This is documented proof that these Volvo engineers found by including water in the combustion chamber of their engine it would run on "reduced fuel and still get the same power output".
 
(This is from a copy of the original which is at; http://not2fast.wryday.com/thermo/water_injection/water_chemistry.txt)
 
[Reformatted slightly for readability, but otherwise as posted.]
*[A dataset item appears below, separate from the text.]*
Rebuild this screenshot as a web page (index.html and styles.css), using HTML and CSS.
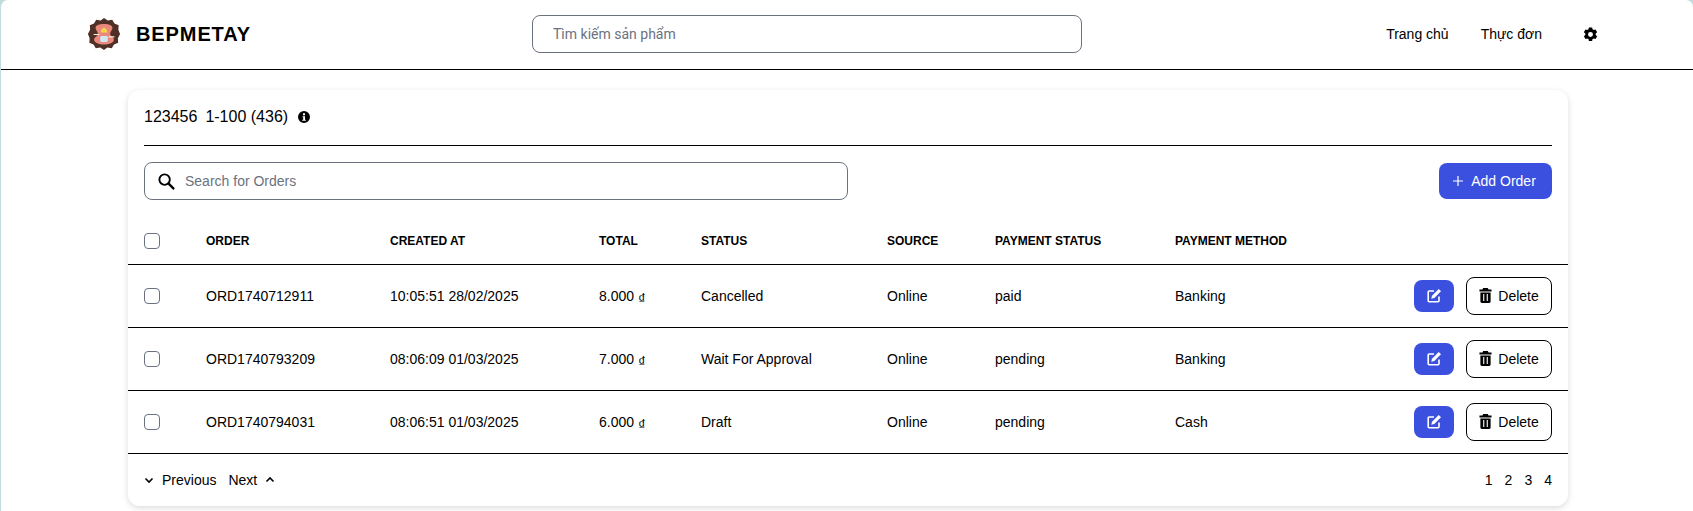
FILE: index.html
```html
<!DOCTYPE html>
<html lang="vi">
<head>
<meta charset="utf-8">
<title>BEPMETAY</title>
<link rel="stylesheet" href="styles.css">
</head>
<body>
<div class="app">
  <header class="topbar">
    <a class="brand" href="#">
      <svg class="logo" viewBox="0 0 36 36" aria-hidden="true">
        <path fill="#4f2f26" d="M18 1l4 2.600 4.700-.6 2.400 4 4.400 1.800-.3 4.700L35 18l-2.300 4.500.3 4.700-4.400 1.800-2.400 4-4.700-.6L18 35l-4-2.600-4.700.6-2.400-4-4.400-1.800.3-4.700L1 18l2.300-4.500-.3-4.700 4.400-1.800 2.400-4 4.700.6z"/>
        <path fill="#e8897c" d="M9 11.500C9 9 13 7.500 18 7.500s9 1.500 9 4c0 2.500-2.500 4-2.500 6.500s4 3 4 6c0 3-5 5-10.500 5S7.500 27 7.500 24c0-3 4-3.500 4-6S9 14 9 11.500z"/>
        <path fill="#f7d24f" d="M14.500 16.500c0-2.500 1.500-5 3.500-5s3.500 2.500 3.500 5z"/>
        <rect x="14" y="20" width="8" height="6.500" rx="1.500" fill="#cfe6f5"/>
        <path fill="none" stroke="#f5ece6" stroke-width="1.200" d="M7 18.500h6M23 21h6"/>
      </svg>
      <span class="brand-name">BEPMETAY</span>
    </a>
    <input class="site-search" type="text" placeholder="Tìm kiếm sản phẩm">
    <nav class="nav">
      <a href="#">Trang chủ</a>
      <a href="#">Thực đơn</a>
      <svg class="gear" viewBox="0 0 24 24" aria-hidden="true"><path fill="#000" fill-rule="evenodd" d="M14.300 2l.5 2.700c.6.200 1.200.6 1.700 1l2.600-.9 2.300 4-2.100 1.800c.1.700.1 1.300 0 2l2.100 1.800-2.300 4-2.600-.9c-.5.400-1.100.8-1.700 1l-.5 2.700H9.700l-.5-2.700c-.6-.2-1.200-.6-1.700-1l-2.600.9-2.300-4 2.100-1.800c-.1-.7-.1-1.300 0-2L2.600 8.800l2.300-4 2.600.9c.5-.4 1.100-.8 1.700-1L9.700 2zM12 8.500a3.500 3.500 0 1 0 0 7 3.500 3.500 0 0 0 0-7z"/></svg>
    </nav>
  </header>

  <main class="content">
    <section class="card">
      <div class="card-title">
        <span>123456</span>
        <span>1-100 (436)</span>
        <svg class="info" viewBox="0 0 16 16" aria-hidden="true"><path fill="#000" fill-rule="evenodd" d="M8 2a6 6 0 1 1 0 12A6 6 0 0 1 8 2zM7 4.300h2v2H7zM6.500 7.300H9v3.500h.800v1H6.300v-1h.900V8.300h-.700z"/></svg>
      </div>
      <div class="toolbar">
        <label class="order-search">
          <svg class="search-icon" viewBox="0 0 20 20" aria-hidden="true"><circle cx="8" cy="8" r="5.500" fill="none" stroke="#000" stroke-width="2"/><path d="M12 12l6 6" stroke="#000" stroke-width="2.400"/></svg>
          <input type="text" placeholder="Search for Orders">
        </label>
        <button class="btn-add" type="button">
          <svg class="plus" viewBox="0 0 12 12" aria-hidden="true"><path d="M6 1v10M1 6h10" stroke="#fff" stroke-width="1.200"/></svg>
          Add Order
        </button>
      </div>
      <table class="orders">
        <colgroup>
          <col class="c-check"><col class="c-order"><col class="c-created"><col class="c-total"><col class="c-status"><col class="c-source"><col class="c-pay"><col class="c-method"><col class="c-actions">
        </colgroup>
        <thead>
          <tr>
            <th><span class="check"></span></th>
            <th>ORDER</th><th>CREATED AT</th><th>TOTAL</th><th>STATUS</th><th>SOURCE</th><th>PAYMENT STATUS</th><th>PAYMENT METHOD</th><th></th>
          </tr>
        </thead>
        <tbody>
          <tr>
            <td><span class="check"></span></td>
            <td>ORD1740712911</td><td>10:05:51 28/02/2025</td><td>8.000 <span class="cur">₫</span></td><td>Cancelled</td><td>Online</td><td>paid</td><td>Banking</td>
            <td><div class="actions"><button class="btn-edit" type="button"><svg viewBox="0 0 16 16" aria-hidden="true"><use href="#i-edit"/></svg></button><button class="btn-del" type="button"><svg viewBox="0 0 14 16" aria-hidden="true"><use href="#i-trash"/></svg>Delete</button></div></td>
          </tr>
          <tr>
            <td><span class="check"></span></td>
            <td>ORD1740793209</td><td>08:06:09 01/03/2025</td><td>7.000 <span class="cur">₫</span></td><td>Wait For Approval</td><td>Online</td><td>pending</td><td>Banking</td>
            <td><div class="actions"><button class="btn-edit" type="button"><svg viewBox="0 0 16 16" aria-hidden="true"><use href="#i-edit"/></svg></button><button class="btn-del" type="button"><svg viewBox="0 0 14 16" aria-hidden="true"><use href="#i-trash"/></svg>Delete</button></div></td>
          </tr>
          <tr>
            <td><span class="check"></span></td>
            <td>ORD1740794031</td><td>08:06:51 01/03/2025</td><td>6.000 <span class="cur">₫</span></td><td>Draft</td><td>Online</td><td>pending</td><td>Cash</td>
            <td><div class="actions"><button class="btn-edit" type="button"><svg viewBox="0 0 16 16" aria-hidden="true"><use href="#i-edit"/></svg></button><button class="btn-del" type="button"><svg viewBox="0 0 14 16" aria-hidden="true"><use href="#i-trash"/></svg>Delete</button></div></td>
          </tr>
        </tbody>
      </table>
      <div class="pager">
        <div class="pager-nav">
          <svg class="chev" viewBox="0 0 10 10" aria-hidden="true"><path d="M1.500 3.500L5 7l3.500-3.500" fill="none" stroke="#000" stroke-width="1.600"/></svg>
          <span class="prev">Previous</span>
          <span class="next">Next</span>
          <svg class="chev" viewBox="0 0 10 10" aria-hidden="true"><path d="M1.500 6.500L5 3l3.500 3.500" fill="none" stroke="#000" stroke-width="1.600"/></svg>
        </div>
        <div class="pages"><span>1</span><span>2</span><span>3</span><span>4</span></div>
      </div>
    </section>
  </main>
</div>
<svg class="defs" aria-hidden="true">
  <symbol id="i-edit" viewBox="0 0 16 16">
    <path fill="none" stroke="currentColor" stroke-width="1.600" d="M8 3H3.200a1 1 0 0 0-1 1v8.800a1 1 0 0 0 1 1H12a1 1 0 0 0 1-1V8.500"/>
    <path fill="currentColor" d="M12.700 1l2.300 2.300L8.300 10l-3 .7.700-3z"/>
  </symbol>
  <symbol id="i-trash" viewBox="0 0 14 16">
    <path fill="currentColor" fill-rule="evenodd" d="M4.500 0h5l.8 1.500H13.500v2.200H.5V1.500h3.200zM1.500 4.700h11v9.800A1.500 1.500 0 0 1 11 16H3a1.500 1.500 0 0 1-1.500-1.500zM4.500 6.500v7.500h1.200V6.500zM8.300 6.500v7.500h1.200V6.500z"/>
  </symbol>
</svg>
</body>
</html>
```
FILE: styles.css
```css
* { box-sizing: border-box; }
html, body { margin: 0; padding: 0; }
body {
  background: #c3dade;
  font-family: "Liberation Sans", Arial, sans-serif;
  font-size: 14px;
  color: #000;
  height: 511px;
  overflow: hidden;
  padding-left: 1px;
}
.app {
  background: #fff;
  height: 511px;
  border-radius: 7px 7px 0 0;
}
.topbar {
  height: 70px;
  border-bottom: 1px solid #000;
  display: flex;
  align-items: center;
  padding: 0 94px 1px 86px;
}
.brand {
  display: flex;
  align-items: center;
  gap: 16px;
  text-decoration: none;
  color: #000;
  width: 445px;
}
.logo { width: 34px; height: 34px; display: block; }
.brand-name {
  font-size: 20px;
  font-weight: 700;
  letter-spacing: 0.900px;
  margin-left: -1px;
}
.site-search {
  width: 550px;
  height: 38px;
  border: 1px solid #6b7280;
  border-radius: 8px;
  padding: 0 20px;
  font-family: Roboto, sans-serif;
  font-size: 14px;
  outline: none;
  background: #fff;
}
.site-search::placeholder, .order-search input::placeholder { color: #6b7280; opacity: 1; }
.nav {
  display: flex;
  align-items: center;
  gap: 32px;
  margin-left: auto;
}
.nav a { color: #000; text-decoration: none; font-size: 14px; }
.gear { width: 17px; height: 17px; display: block; margin-left: 8px; }
.content { padding: 20px 125px 0 127px; }
.card {
  background: #fff;
  border-radius: 12px;
  box-shadow: 0 2px 6px rgba(0,0,0,.14);
  height: 416px;
  display: flex;
  flex-direction: column;
}
.card-title {
  margin: 0 16px;
  height: 56px;
  border-bottom: 1px solid #000;
  display: flex;
  align-items: center;
  gap: 8px;
  font-size: 16px;
  padding-bottom: 2px;
}
.info { width: 16px; height: 16px; display: block; }
.toolbar {
  display: flex;
  justify-content: space-between;
  align-items: center;
  padding: 16px 16px 0;
}
.order-search {
  width: 704px;
  height: 38px;
  border: 1px solid #6b7280;
  border-radius: 8px;
  display: flex;
  align-items: center;
  padding-left: 12px;
  gap: 7px;
}
.search-icon { width: 19px; height: 19px; display: block; flex: none; }
.order-search input {
  border: 0;
  outline: 0;
  flex: 1;
  height: 100%;
  background: transparent;
  font-family: "Liberation Sans", Arial, sans-serif;
  font-size: 14px;
  border-radius: 8px;
}
.btn-add {
  width: 113px;
  height: 36px;
  background: #3b50df;
  color: #fff;
  border: 0;
  border-radius: 8px;
  font-family: "Liberation Sans", Arial, sans-serif;
  font-size: 14px;
  display: flex;
  align-items: center;
  justify-content: center;
  gap: 7px;
  padding: 0 3px 0 0;
}
.plus { width: 12px; height: 12px; display: block; }
.orders {
  width: 100%;
  table-layout: fixed;
  border-collapse: collapse;
  margin-top: 1px;
}
.c-check { width: 78px; }
.c-order { width: 184px; }
.c-created { width: 209px; }
.c-total { width: 102px; }
.c-status { width: 186px; }
.c-source { width: 108px; }
.c-pay { width: 180px; }
.c-method { width: 160px; }
.orders th {
  height: 63px;
  font-size: 12px;
  font-weight: 700;
  text-align: left;
  padding: 17px 0 0;
  border-bottom: 1px solid #000;
}
.orders td {
  height: 63px;
  padding: 0;
  border-bottom: 1px solid #000;
  font-size: 14px;
}
.orders th:first-child, .orders td:first-child { padding-left: 16px; }
.cur { position: relative; top: 3px; font-size: 15px; }
.check {
  display: block;
  width: 16px;
  height: 16px;
  border: 1px solid #6b7280;
  border-radius: 4px;
  background: #fff;
}
.actions {
  display: flex;
  justify-content: flex-end;
  align-items: center;
  gap: 12px;
  padding-right: 16px;
}
.btn-edit {
  width: 40px;
  height: 32px;
  background: #3b50df;
  color: #fff;
  border: 0;
  border-radius: 8px;
  display: flex;
  align-items: center;
  justify-content: center;
  padding: 0;
}
.btn-edit svg { width: 16px; height: 16px; display: block; }
.btn-del {
  width: 86px;
  height: 38px;
  background: #fff;
  color: #000;
  border: 1px solid #000;
  border-radius: 8px;
  font-family: "Liberation Sans", Arial, sans-serif;
  font-size: 14px;
  display: flex;
  align-items: center;
  justify-content: center;
  gap: 6px;
  padding: 0;
}
.btn-del svg { width: 13px; height: 15px; display: block; }
.pager {
  display: flex;
  justify-content: space-between;
  align-items: center;
  padding: 0 16px;
  flex: 1;
}
.pager-nav { display: flex; align-items: center; }
.chev { width: 10px; height: 10px; display: block; }
.prev { margin-left: 8px; }
.next { margin: 0 8px 0 12px; }
.pages { display: flex; gap: 12px; }
.defs { display: none; }
```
From: Robert Harris <bob@bobthecomputerguy.com>
To: DIY_EFI@lists.diy-efi.org
Subject: Water and its effect on combustion.
Date: Mon, 10 Jul 2000 10:24:08 -0700
Message-ID: <9ptjms0uu4oe292mpk6a6vhm2hn8bu9h1j@4ax.com>

Let us take a quick look at ignition.  Those who have a Heywood can look it up
- mines on loan so going by memory.  The first thing that happens is a plasma
cloud is formed by the arc consisting of super heated electron stripped atoms.
When this cloud "explodes" a ball of high energy particles is shot outward. 

The highest energy particles are the hydrogen atoms - and they penetrate the
charge about 5 times as far as the rest of the particles.  As they lose energy
and return to normal temps - about 5000 k - they begin to react chemically
with any surrounding fuel and oxygen particles.  The effectiveness of spark
ignition is directly related to the availability of free hydrogen. Molecules
containing tightly bound hydrogen such as methanol, nitromethane, and methane
are far more difficult to ignite than those with less bonds.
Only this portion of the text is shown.